When I refer to her as if she was a real person, it isn’t because I have any sort of mystical sense of her being “out there”, but because practically speaking, that’s what worked. Her likes, dislikes, frustrations, fears and hopes had an impact on how the work progressed. My job, it soon became clear to me, was much more translating and editing, arranging pre-existing material, than creating. I grew to fear the day when a real editor was going to ask for changes, and I, poor noodlehead, was going to be explaining that I couldn’t change what happened.

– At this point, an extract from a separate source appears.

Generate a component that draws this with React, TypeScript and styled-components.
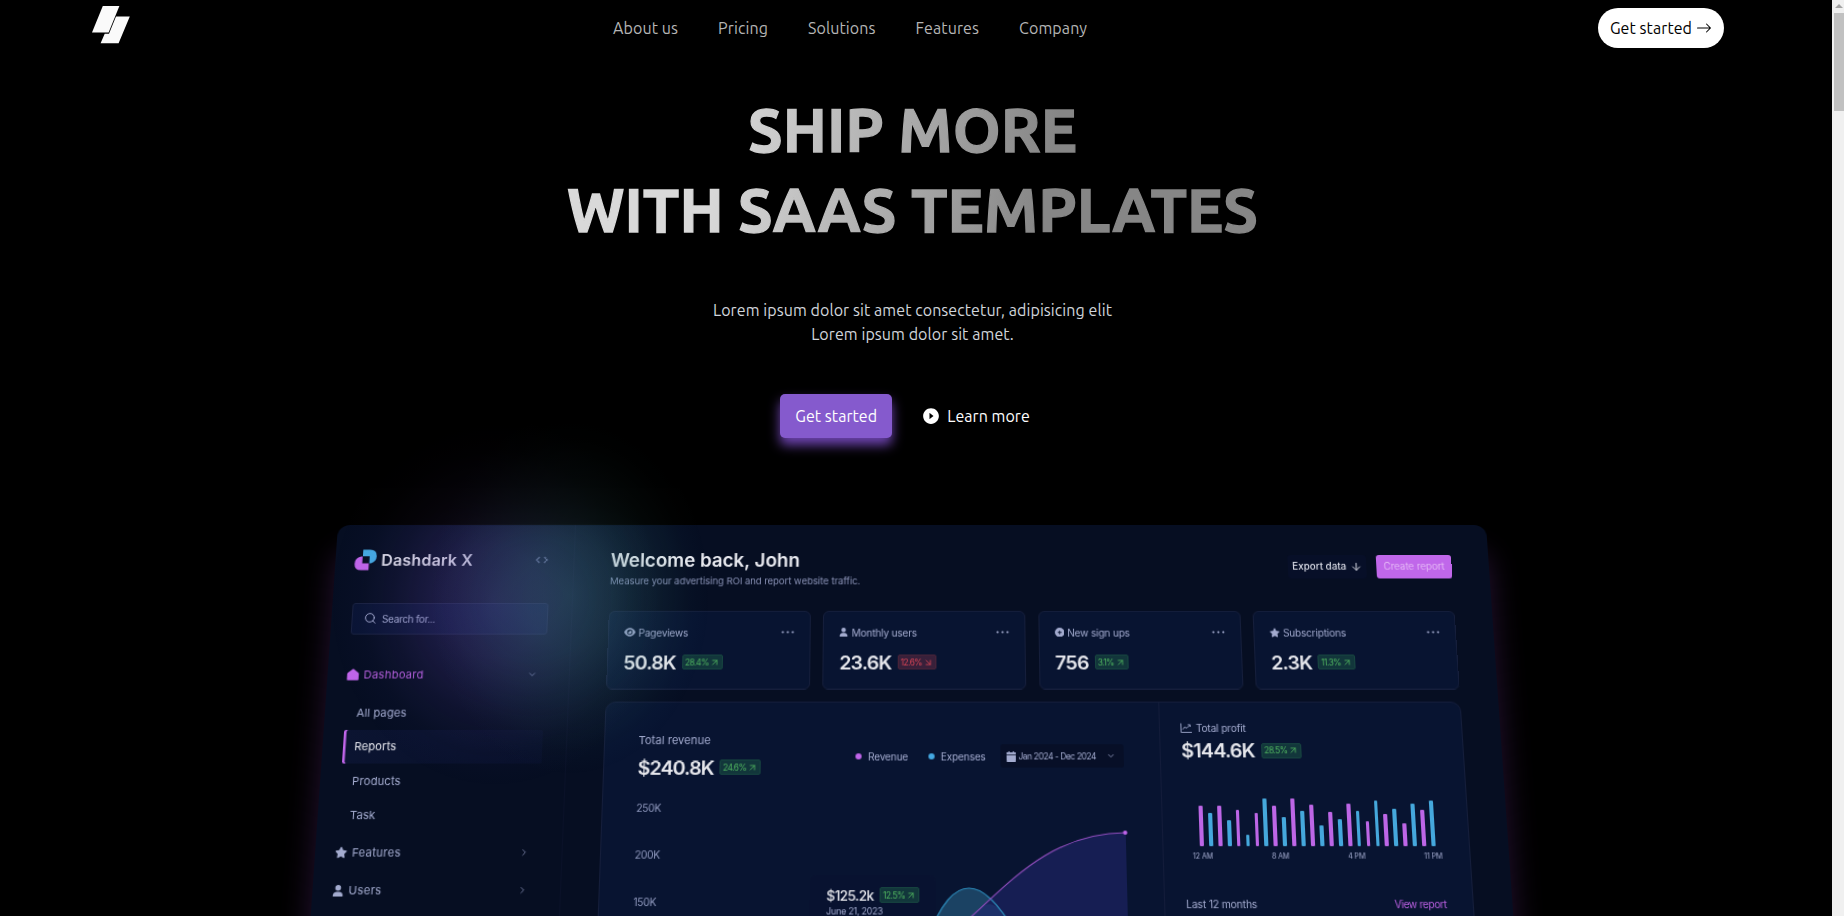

The itinerary for my trip grew very naturally out of her life travels. It made sense to start at the more urban, accessible settings of her later life, and gradually work my way westward to the mountain fastnesses of Bearn, the then-independent principality between France and Spain, where Magda’s family home, Les Malineux, was located. I would fly in to Paris, TGV down to Nimes, make a northerly sidetrip up into the Cevennes, then swing down into the farming and shepherding region of the Ariege. Creeping westward over the toes of the Pyrenees, I’d reach Bearn about midway through my trip. After thoroughly going over the ground there, I could spend my last couple of weeks in moving leisurely north through the Aquitaine to Bordeaux, where I would drop off my rented car and return to Paris. My goals were to discover the landscape, natural and social, of Magda’s part of the world, as well as startling the heck out of the curators of local folklife museums. Simple pleasures... The Cadogan Guides to Gascony and Southwestern France were my mentors and my companions.

As a special free bonus, Useful French Phrases will be included in the course of the text.

For it turned out, my friends, that once I was there, my French was mostly just fine. Anglo-Saxon Francophones have an eminent but rarely used role model for good pronunciation: Pepe Le Pew. Take Pepe for your guide, and you will find the eyes of your concierge will sparkle, the cheek of the baker will redden, the cafe waiter may even be civil. Good French requires a certain degree of mugging it up that embarrasses English speakers -- wriggling those lips, rolling those rrr’s, mushing that palate, employing the phrase “oooh la la” without irony. The best thing I ever did for my pronunciation of French was dropping all interest in anything but getting my rrr’s to roll like Eartha Kitt. Camp it up, and you will be understood.

Frankly, it is much easier to talk with someone about the Albigensian crusade than how to get your parking ticket validated.